Since the beginning of October, I have been able to meet with 9 of our 13 school staffs and visit every classroom in those schools. The visits allow me to provide an update on the work of the division, information on the transformation agenda and to start the most important conversation that I believe is facing us in education today, “How do we reduce failure in schools?”  Let me be crystal clear, this is not an attack on our staff as we continually achieve from good to excellent results as communicated by the current standard of measurement from the government, the Accountability Pillar. In fact, the Alberta Education System overall is a world class leader. But still, one in four students in Alberta does not complete high school in the “normal” three year period.

I believe the approaches we’ve begun in Holy Spirit are a start toward reducing failure. The first, an emphasis on early learning has been well established for last number of years. Our Early Learning team provides tremendous support with our Pre-Kindergarten and Kindergarten programs. We’ve also been able to develop critical partnerships that offer before and after school programming to assist parents in supporting their needs. The concentrated efforts of establishing strong early learning programming in a play environment is further supported by Alberta Education’s document, “Let’s Talk About the Early Years.” While I believe that local divisions have the best ability to meet those needs, I would suggest that the government can assist by the following:  (1) Ensure flexibility of funding from early ages to grade 3 to meet the diverse needs of all  learners; (2) Eliminate barriers between ministries in order to support the diverse needs of all learners; and (3) Develop an integrated curriculum that focuses on the needs of the early learners to grade 3.

Our second approach that is assisting to reduce failure is not well established but has seen some great growth these last two years.

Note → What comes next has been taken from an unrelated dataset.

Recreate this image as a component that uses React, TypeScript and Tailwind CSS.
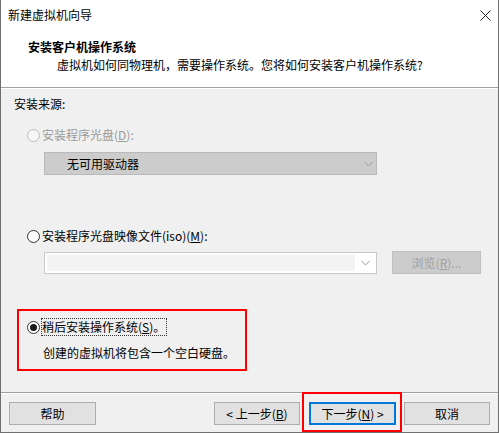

Although many of our staff have participated in Pyramid Response to Intervention training, it is not the “program” that makes the difference. What is reducing failure is making time flexible and learning the constant. I have stated previously that although we innately believe as educators that all students are unique, we still (by and large) require them to finish the same work in the same amount of time. The adoption of intervention blocks in K-9 and flex blocks in high school are creating additional time for students. Offering a continuum of support, student learning needs are being better addressed in multiple groupings. There is no doubt that  timetabling these intervention periods is an art and so I applaud our school administrators for their work in creating this time. I am cautious with what I would suggest should be the government’s response to support this endeavour. It would be easy to suggest that the government automatically open its purse strings and allocate more money to divisions. And while I would never say no to additional funding, I think it is fair to also remember that more is not necessarily better in many cases. Adequate, sustainable and predictable funding will allow school divisions to meet local needs.   

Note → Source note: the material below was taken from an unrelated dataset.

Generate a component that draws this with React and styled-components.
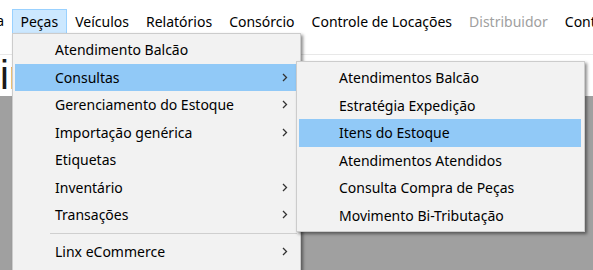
import React from 'react'
import styled, { createGlobalStyle } from 'styled-components'

const GlobalStyle = createGlobalStyle`
    html, body {
        margin: 0;
        padding: 0;
        width: 593px;
        height: 270px;
        overflow: hidden;
        background: #a0a0a0;
    }
    * {
        box-sizing: border-box;
    }
`

const topItems = [
    { label: 'Sistema', clipped: true },
    { label: 'Peças', open: true },
    { label: 'Veículos' },
    { label: 'Relatórios' },
    { label: 'Consórcio' },
    { label: 'Controle de Locações' },
    { label: 'Distribuidor', disabled: true },
    { label: 'Contabilidade' },
]

const pecasItems = [
    { label: 'Atendimento Balcão' },
    { label: 'Consultas', sub: true, active: true },
    { label: 'Gerenciamento do Estoque', sub: true },
    { label: 'Importação genérica', sub: true },
    { label: 'Etiquetas' },
    { label: 'Inventário', sub: true },
    { label: 'Transações', sub: true },
    { separator: true },
    { label: 'Linx eCommerce', sub: true },
]

const consultasItems = [
    { label: 'Atendimentos Balcão' },
    { label: 'Estratégia Expedição' },
    { label: 'Itens do Estoque', active: true },
    { label: 'Atendimentos Atendidos' },
    { label: 'Consulta Compra de Peças' },
    { label: 'Movimento Bi-Tributação' },
]

function Chevron() {
    return (
        <svg width="6" height="9" viewBox="0 0 6 9">
            <path d="M1 1 L4.5 4.5 L1 8" fill="none" stroke="#333" strokeWidth="1.3" />
        </svg>
    )
}

function MenuList({ items }) {
    return items.map((item, i) =>
        item.separator ? (
            <Separator key={i} />
        ) : (
            <MenuItem key={i} $active={item.active}>
                <span>{item.label}</span>
                {item.sub && <Chevron />}
            </MenuItem>
        )
    )
}

function App() {
    return (
        <Window>
            <GlobalStyle />
            <MenuBar>
                {topItems.map((item) =>
                    item.clipped ? (
                        <ClippedItem key={item.label}>
                            <span>{item.label}</span>
                        </ClippedItem>
                    ) : (
                        <BarItem key={item.label} $open={item.open} $disabled={item.disabled}>
                            {item.label}
                        </BarItem>
                    )
                )}
            </MenuBar>
            <ToolStrip />
            <TitleArea>in</TitleArea>
            <Workspace />

            <DropMenu $left={12} $top={33} $open>
                <MenuList items={pecasItems} />
            </DropMenu>
            <DropMenu $left={296} $top={61}>
                <MenuList items={consultasItems} />
            </DropMenu>
        </Window>
    )
}

const Window = styled.div`
    position: relative;
    width: 593px;
    height: 270px;
    display: flex;
    flex-direction: column;
    font-family: "Segoe UI", "Noto Sans", "Liberation Sans", sans-serif;
    font-size: 14px;
    color: #000;
    background: #a0a0a0;
`

const MenuBar = styled.div`
    height: 33px;
    flex-shrink: 0;
    display: flex;
    align-items: flex-end;
    background: #fff;
    white-space: nowrap;
`

const BarItem = styled.div`
    height: 24px;
    display: flex;
    align-items: center;
    padding: 0 7.5px 1px;
    flex-shrink: 0;
    border: 1px solid ${(p) => (p.$open ? '#99d1ff' : 'transparent')};
    border-bottom: none;
    background: ${(p) => (p.$open ? '#cce8ff' : 'transparent')};
    color: ${(p) => (p.$disabled ? '#a0a0a0' : '#000')};
`

const ClippedItem = styled(BarItem)`
    width: 12px;
    overflow: hidden;
    justify-content: flex-end;
    padding: 0 8px 1px 0;
    border: none;

    span {
        flex-shrink: 0;
    }
`

const ToolStrip = styled.div`
    height: 22px;
    flex-shrink: 0;
    background: #fff;
    border-bottom: 1px solid #e8e8e8;
`

const TitleArea = styled.div`
    height: 41px;
    flex-shrink: 0;
    background: #fff;
    font-family: "Liberation Sans", sans-serif;
    font-size: 40px;
    line-height: 40px;
    color: #1a1a1a;
    overflow: hidden;
`

const Workspace = styled.div`
    flex: 1;
    background: #a0a0a0;
`

const DropMenu = styled.div`
    position: absolute;
    left: ${(p) => p.$left}px;
    top: ${(p) => p.$top}px;
    width: 289px;
    padding: 2px 3px ${(p) => (p.$open ? '12px' : '2px')} 2px;
    background: #f2f2f2;
    border: 1px solid #cccccc;
    box-shadow: 2px 2px 3px rgba(0, 0, 0, 0.45);
`

const MenuItem = styled.div`
    height: 27.5px;
    display: flex;
    align-items: center;
    justify-content: space-between;
    padding: 0 9px 0 40px;
    background: ${(p) => (p.$active ? '#91c9f7' : 'transparent')};
    white-space: nowrap;
`

const Separator = styled.div`
    height: 9px;
    margin-left: 35px;
    display: flex;
    align-items: center;

    &::after {
        content: '';
        flex: 1;
        height: 1px;
        background: #cfcfcf;
    }
`

export default App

Finally, I share with you an additional requirement to help reduce failure. Simply, we cannot continue to do the same things we have always done and expect different results. The workload in education has become virtually impossible to manage. We cannot ask anybody in education to work harder! But we can ask and probably should insist that we find ways to work smarter. This may be our toughest challenge in education! We have done what we have done in the system for so long and our results have consistently been good, if not excellent. There is a sense of stability when we maintain what we have always done. Yet, I continually see dedicated educators becoming more tired as their load increases. The concept of  balance between work and home is slowly disappearing and that is not good for educators or our students. We need to find ways that we can continue to improve and reduce failure without burning out and giving in! This change requires all of us to look at what we do, evaluate what is most important, create a don’t do list, share responsiblities and in the end work smarter!

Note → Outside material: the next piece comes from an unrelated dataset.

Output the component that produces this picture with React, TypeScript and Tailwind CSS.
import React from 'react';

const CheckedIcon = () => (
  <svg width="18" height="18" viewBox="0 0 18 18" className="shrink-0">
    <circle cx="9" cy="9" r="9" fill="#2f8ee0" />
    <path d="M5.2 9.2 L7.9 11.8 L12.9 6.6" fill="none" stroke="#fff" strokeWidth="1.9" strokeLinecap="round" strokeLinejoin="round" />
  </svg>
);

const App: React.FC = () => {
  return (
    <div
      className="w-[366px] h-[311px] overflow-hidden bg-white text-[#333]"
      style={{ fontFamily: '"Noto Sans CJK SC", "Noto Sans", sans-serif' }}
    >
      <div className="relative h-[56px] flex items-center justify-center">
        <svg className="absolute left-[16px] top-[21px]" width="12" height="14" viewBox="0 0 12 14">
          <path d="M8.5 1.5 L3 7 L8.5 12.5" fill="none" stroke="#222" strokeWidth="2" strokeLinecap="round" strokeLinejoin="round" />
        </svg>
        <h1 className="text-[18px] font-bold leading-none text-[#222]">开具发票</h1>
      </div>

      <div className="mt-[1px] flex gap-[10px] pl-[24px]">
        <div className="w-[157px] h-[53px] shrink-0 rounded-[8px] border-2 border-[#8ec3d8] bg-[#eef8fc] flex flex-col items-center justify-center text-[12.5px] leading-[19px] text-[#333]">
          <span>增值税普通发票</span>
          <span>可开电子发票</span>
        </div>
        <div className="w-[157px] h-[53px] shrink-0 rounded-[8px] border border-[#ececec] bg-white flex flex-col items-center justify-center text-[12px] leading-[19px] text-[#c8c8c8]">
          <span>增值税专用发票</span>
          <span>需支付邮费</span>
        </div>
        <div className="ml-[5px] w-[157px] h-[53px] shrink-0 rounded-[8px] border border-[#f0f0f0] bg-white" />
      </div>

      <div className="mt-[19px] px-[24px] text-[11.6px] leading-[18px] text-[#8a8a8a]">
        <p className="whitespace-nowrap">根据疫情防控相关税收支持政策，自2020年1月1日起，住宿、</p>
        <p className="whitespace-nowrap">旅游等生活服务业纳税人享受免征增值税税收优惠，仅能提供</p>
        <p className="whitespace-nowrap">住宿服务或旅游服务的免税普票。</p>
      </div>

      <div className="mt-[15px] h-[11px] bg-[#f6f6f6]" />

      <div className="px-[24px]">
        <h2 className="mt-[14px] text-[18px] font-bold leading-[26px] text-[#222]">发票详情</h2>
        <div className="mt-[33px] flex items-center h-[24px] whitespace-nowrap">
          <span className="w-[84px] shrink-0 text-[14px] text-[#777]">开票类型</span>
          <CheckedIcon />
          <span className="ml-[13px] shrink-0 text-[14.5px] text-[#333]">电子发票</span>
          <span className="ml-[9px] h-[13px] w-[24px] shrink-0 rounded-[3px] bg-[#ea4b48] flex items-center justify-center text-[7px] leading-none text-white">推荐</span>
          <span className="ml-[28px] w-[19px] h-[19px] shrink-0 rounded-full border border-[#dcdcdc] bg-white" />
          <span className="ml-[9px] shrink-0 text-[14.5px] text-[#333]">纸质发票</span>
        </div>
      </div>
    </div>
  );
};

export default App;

Catholic Education Sunday- November 6, 2011

This coming weekend, we celebrate Catholic Education Sunday.  Each year we set aside this special day to celebrate the gift of Catholic Education here in the province of Alberta.  This year’s theme, as proclaimed by the Bishops of Alberta, is, “Open Wide the Doors”What a wonderful theme our Bishops have proclaimed this year. Open wide the doors speaks to our desire to welcome into our schools ALL children whose parents seek a Gospel permeated environment. And that is what Catholic Education is and needs to continue to be about. It is much more than just programming and buildings, it is about our Catholic faith, our Catholic tradition.

Catholic Education also speaks of partnership. We are blessed that Catholic Education is publicly funded but need to recognize that it requires the involvement and support of the home and the parish. This triad of strength allows Catholic schools not only to exist but to flourish.  In Holy Spirit we have developed an excellent relationship with our school councils, our parents and our parishes. We are grateful for this continued support. It is another reason why we continue to maintain such high standing in our surveys and our results. 

Our division began our journey in a three year faith plan last year. This year, in our second year, our theme is “Do You Love Me?” It is the question Jesus asks Peter in John’s gospel. And it is the same question that we are asked in Catholic Education. Our response is to open wide the doors and it requires each of us to learn to surrender our lives fully to Jesus. We are called to be witnesses and allow the love of Christ to flow freely over us like a waterfall.

Catholic Education calls us to seek wisdom. Wisdom penetrates our hearts and our homes allowing us to see the light of Christ. It is wisdom that acts as the fuel to light our paths toward the kingdom. Wisdom is radiant and unfading and so must our Catholic Schools. We are signs of hope when we let wisdom shine brightly and end the darkness that surrounds us.  Catholic Schools need to continue to be beacons of hope for our students and communities by opening the doors wide.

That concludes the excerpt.